Это я написал, Саути, совершенно бескорыстно. Ваш отказ или согласие никоим образом не повлияют на мои чувства, мнения или поведение, и в весьма незначительной степени — на мое состояние! То Существо, которое есть «в воле, в деле, Импульс всего для всех», каким бы ни было ваше решение, в конечном счете сделает его наилучшим.
Да хранит вас Бог, мой дорогой Саути!
С. Т. Кольридж.
LI. ТОМАСУ ПУЛУ.
Вечер среды, 7 октября 1795 года.
Мой дорогой сэр, — да благословит вас Бог; или, вернее, да будет восславлен Бог за то, что Он благословил вас!
В воскресенье утром я женился в церкви Святой Марии Редклифф, церкви бедного Чаттертона! Эта мысль придала оттенок меланхолии той торжественной радости, которую я чувствовал, соединившись с женщиной, которую люблю больше всех существ на свете. Мы обосновались, вернее, вполне одомашнились в Кливдоне, в нашем уютном домике!

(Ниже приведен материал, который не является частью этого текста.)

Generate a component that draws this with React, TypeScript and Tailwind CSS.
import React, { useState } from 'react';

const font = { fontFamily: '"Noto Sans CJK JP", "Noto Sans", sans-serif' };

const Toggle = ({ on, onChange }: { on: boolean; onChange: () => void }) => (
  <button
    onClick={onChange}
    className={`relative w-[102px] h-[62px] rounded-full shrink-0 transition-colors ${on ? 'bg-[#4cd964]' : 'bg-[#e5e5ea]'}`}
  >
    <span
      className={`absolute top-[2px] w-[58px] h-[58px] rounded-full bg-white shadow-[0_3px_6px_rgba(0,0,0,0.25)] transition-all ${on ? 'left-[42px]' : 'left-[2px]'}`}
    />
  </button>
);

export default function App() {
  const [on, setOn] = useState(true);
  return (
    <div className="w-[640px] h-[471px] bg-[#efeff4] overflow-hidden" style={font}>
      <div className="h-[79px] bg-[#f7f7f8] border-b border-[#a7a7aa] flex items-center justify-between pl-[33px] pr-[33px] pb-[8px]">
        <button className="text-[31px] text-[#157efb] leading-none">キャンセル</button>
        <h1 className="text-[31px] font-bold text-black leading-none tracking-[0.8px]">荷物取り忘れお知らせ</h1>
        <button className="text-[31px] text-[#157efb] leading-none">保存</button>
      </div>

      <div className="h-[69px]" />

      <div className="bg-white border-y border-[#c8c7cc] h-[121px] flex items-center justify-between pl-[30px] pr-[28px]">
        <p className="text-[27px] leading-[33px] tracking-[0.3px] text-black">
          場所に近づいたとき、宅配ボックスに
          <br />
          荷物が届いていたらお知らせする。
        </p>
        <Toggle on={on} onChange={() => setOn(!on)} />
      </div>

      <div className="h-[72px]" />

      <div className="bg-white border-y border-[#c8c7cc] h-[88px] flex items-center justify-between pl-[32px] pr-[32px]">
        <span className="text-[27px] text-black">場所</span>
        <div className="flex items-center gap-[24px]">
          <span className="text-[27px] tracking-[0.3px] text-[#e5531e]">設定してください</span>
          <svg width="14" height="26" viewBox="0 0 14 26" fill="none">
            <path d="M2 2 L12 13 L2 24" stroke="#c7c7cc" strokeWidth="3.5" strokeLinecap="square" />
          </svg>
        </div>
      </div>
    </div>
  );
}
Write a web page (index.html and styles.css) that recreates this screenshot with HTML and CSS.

Миссис Кольридж! Мне нравится писать это имя. Что ж, как я уже говорил, миссис Кольридж передает вам свои нежные приветы. Я говорил о вас в свою брачную ночь. Да благословит вас Бог! Надеюсь, что лет через десять вы поверите и узнаете о моей привязанности к вам то, о чем я не стану сейчас заявлять.
Вид вокруг, пожалуй, более разнообразен, чем где-либо в королевстве. Мой глаз упивается морем, далекими островами, противоположным берегом! Я непременно буду писать стихи, пусть девять Муз препятствуют этому, если смогут. Крукшенк, как я узнал, женился на мисс Бакле. Я счастлив это слышать. Он, несомненно, надеюсь, будет хорошим мужем для женщины, для которой плохой муж был бы злодеем.
Я отказался от всех мыслей о журнале по разным причинам. Во-первых, я должен быть связан в нем с Р. Саути, что я не мог бы делать с комфортом для своих чувств. Во-вторых, это вещь, требующая ежемесячного беспокойства и ежедневной суеты. В-третьих, это стоило бы Коттлу ста фунтов на покупку бумаги и т. д. — и все это при полной неопределенности. В-четвертых, издавать журнал в течение одного года было бы бессмыслицей, а если я продолжу то, чем намерен заниматься — мой школьный план, — я не смог бы издавать его более года. В-пятых, Коттл взял на себя обязательство платить мне полторы гинеи за каждые сто строк поэзии, которые я напишу, чего будет вполне достаточно для моего содержания, при том что я буду развлекаться лишь по утрам; и все мои прозаические работы он жаждет приобрести. В-шестых, в течение полугода я намерен вернуться в Кембридж (предварительно сняв свое имя с университетского контроля) и, сняв там жилье для себя и жены, закончить свой великий труд «Подражания» в двух томах. Мои прежние работы, надеюсь, могут доказать наличие некоторого гения и эрудиции. Это будет лучше; это покажет большое трудолюбие и мужскую последовательность; по окончании я опубликую предложения о школе и т. д. Коттл провел со мной день и берет это письмо в Бристоль. Мое следующее письмо будет длинным и полным чего-то существенного. Это — пустота и эгоцентризм. Пожалуйста, дайте мне знать о себе, адресовав письмо мистеру Коттлу, который перешлет его. Мои почтительные и благодарные воспоминания вашей матери, и поверьте мне, дорогой Пул, вашим привязанным и помнящим вас другом — осмелюсь ли я так скоро сказать? Поверьте мне, мое сердце подсказывает это.